I'm not insane; getting there is not half the fun. But it's part of the fun. This is where all the "talking it up" you did leading up to the trip comes in, and also where you'll create what really will be treasured family memories. You'll have already spent weeks telling the kids what you'll do in the car (which is, of course, separate from the secret stash): Look, Mama got these finger puppets -- we'll make up stories! We'll read every single one of the "Captain Underpants" books! We'll learn origami! On the road you've got hours with your kids and no -- and I mean NO -- distractions, save the New York State Thruway interchanges (which, may I say, are surprisingly poorly marked). You've got hours with your kids and, finally, time to be the mom with all the time in the world.

I spend a couple of hours each day in the backseat -- a novelty my changelings can't get enough of. My mere presence amongst them is hilarious. And it breaks the day into parts that everybody can look forward to. "In just 100 miles Mama's going to come back there." "Hey, Honey, in just 100 miles I'm going to go the backseat so you can listen to classic rock on the radio and eat that entire bag of beef jerky without me complaining about the smell."

After dinner, in the car, they pick a film, I climb into the backseat again and we watch it together. And while I'm not going to say that I love gathering up banana peels in the dark of the backseat and arguing that "The Muppet Movie" is, too, a good movie if they'd just give it a chance -- it's not bad.

Organic yogurt vs. Little Debbie peanut butter cheese crackers.

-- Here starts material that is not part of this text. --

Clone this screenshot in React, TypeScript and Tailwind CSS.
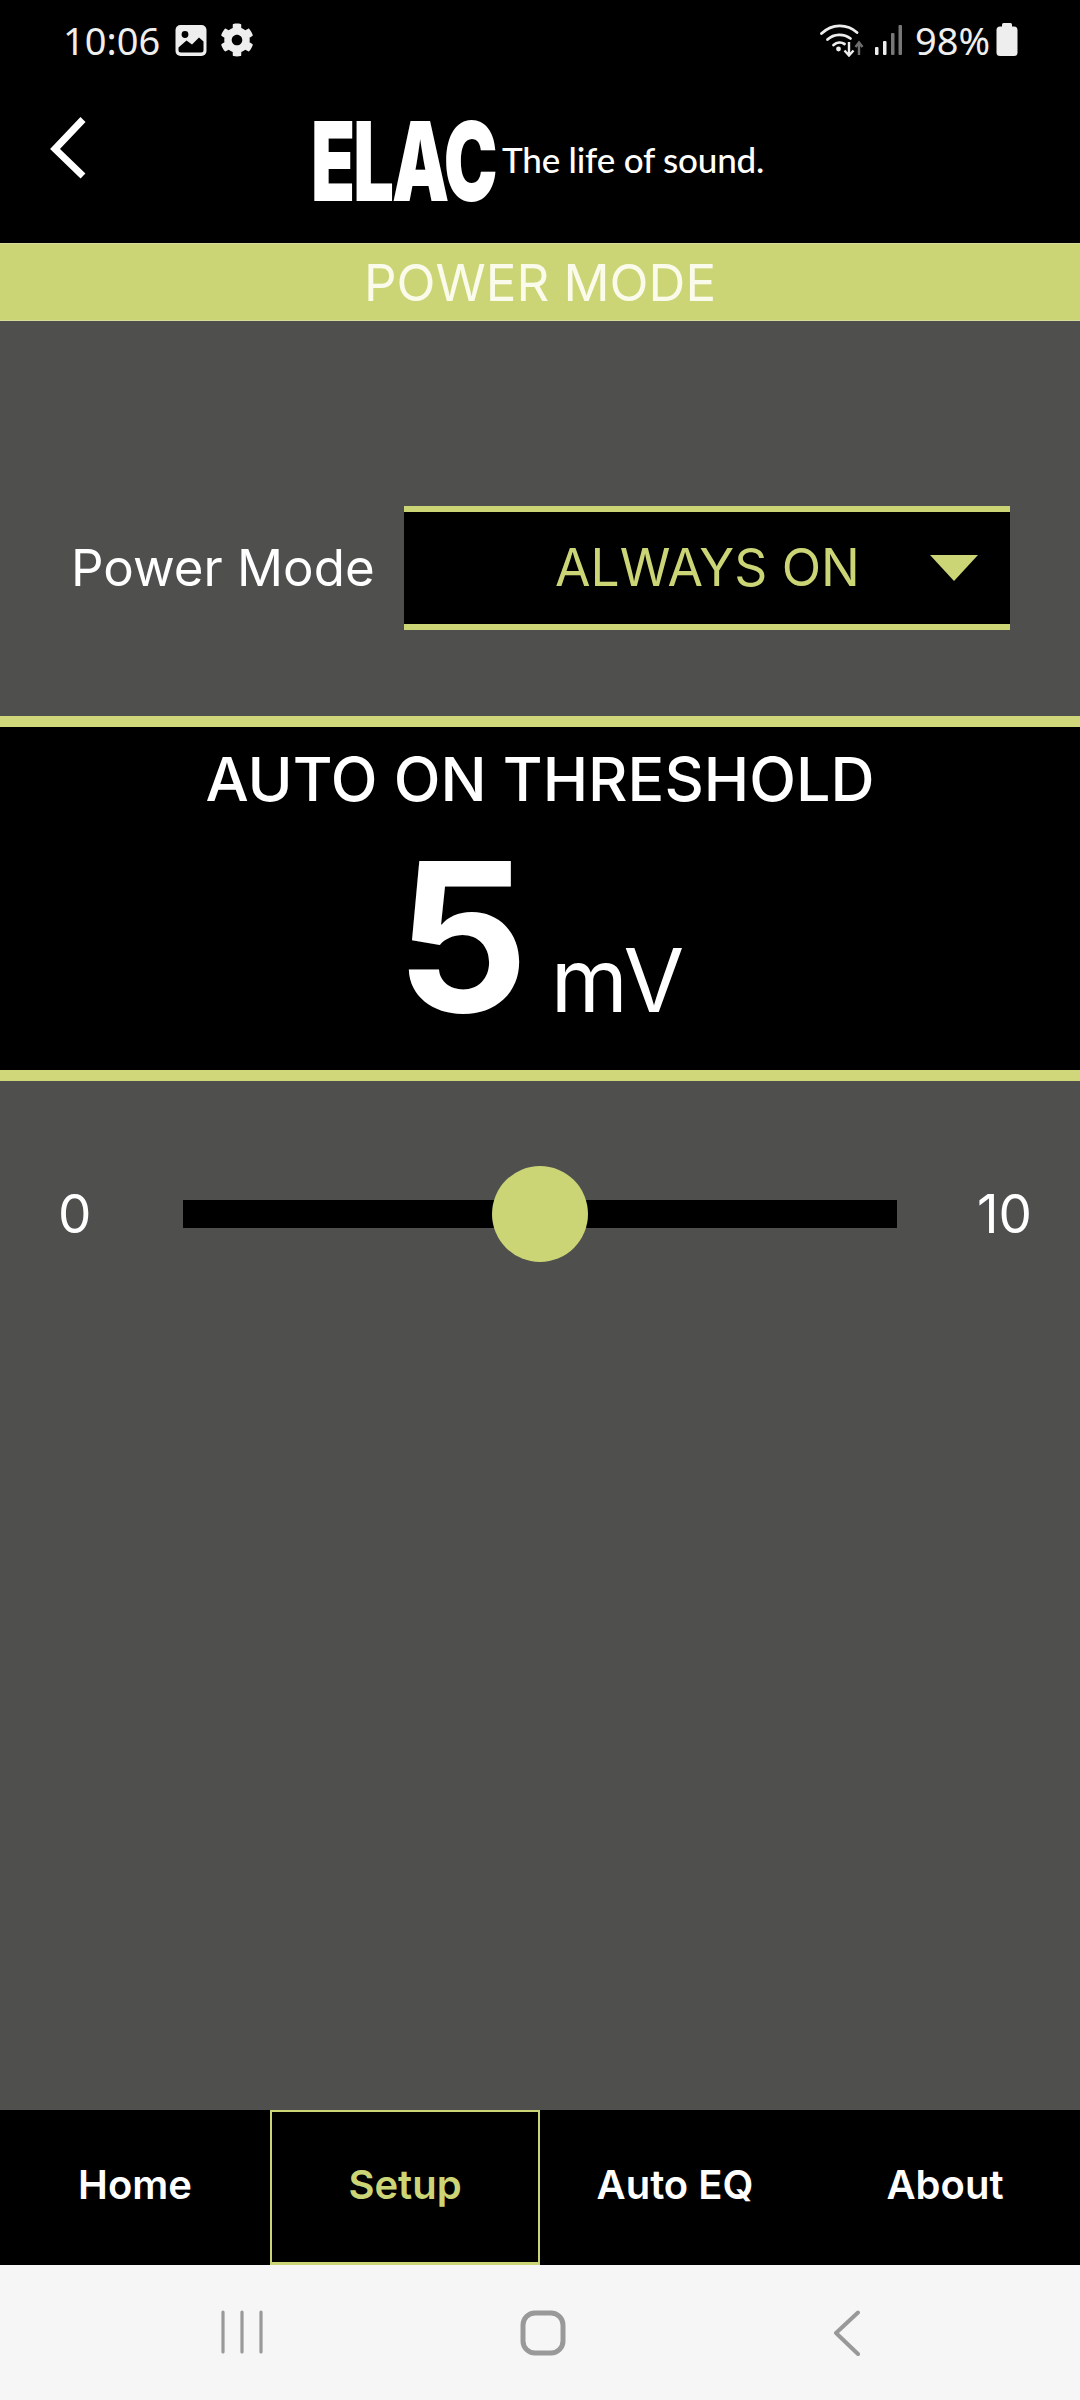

Be easy on yourself. Really, you're only on the road for a few days at a time. I wouldn't even think of starting a trip without a cooler loaded with organic, whole grain snacks and the best intentions. Yet, when I clean out the car at 2 a.m. in my own driveway, there is nothing but McDonald's straw wrappers and indecipherable scraps of cellophane from full meals eaten at 7-11s. You do what you can. There are times when you're just too tired to fill up the cooler with a hotel ice bucket, one bucket per trip. And then there's the complaining that this strawberry yogurt tastes different from the strawberry yogurt at home, and the fact that there are only so many days when you can have peanut butter sandwiches for lunch and cheese sandwiches for dinner before you get mutiny. So say you had lunch at McDonald's -- why not try dinner at Del Taco?

Befriend the big, ugly box stores, just this once. A K A the emergency Hot Wheels.

There's one store in particular that I'm thinking about. It's particularly big and ugly and it so caters to this type of travel that it actually prints its own atlas listing every single one of its stores in the nation, along with the nearest freeway exit. Yes, it's depressing. Yes, the lighting can be soul-crushing. And yet I keep the atlas -- because equally crushing are the wails of a child. An emergency Hot Wheels and a price-friendly flagon of chocolate milk can soothe a lot of wrongs. Restock the cooler, purchase a cooked chicken for an impromptu car picnic, replace the lost pacifiers and you're on your way.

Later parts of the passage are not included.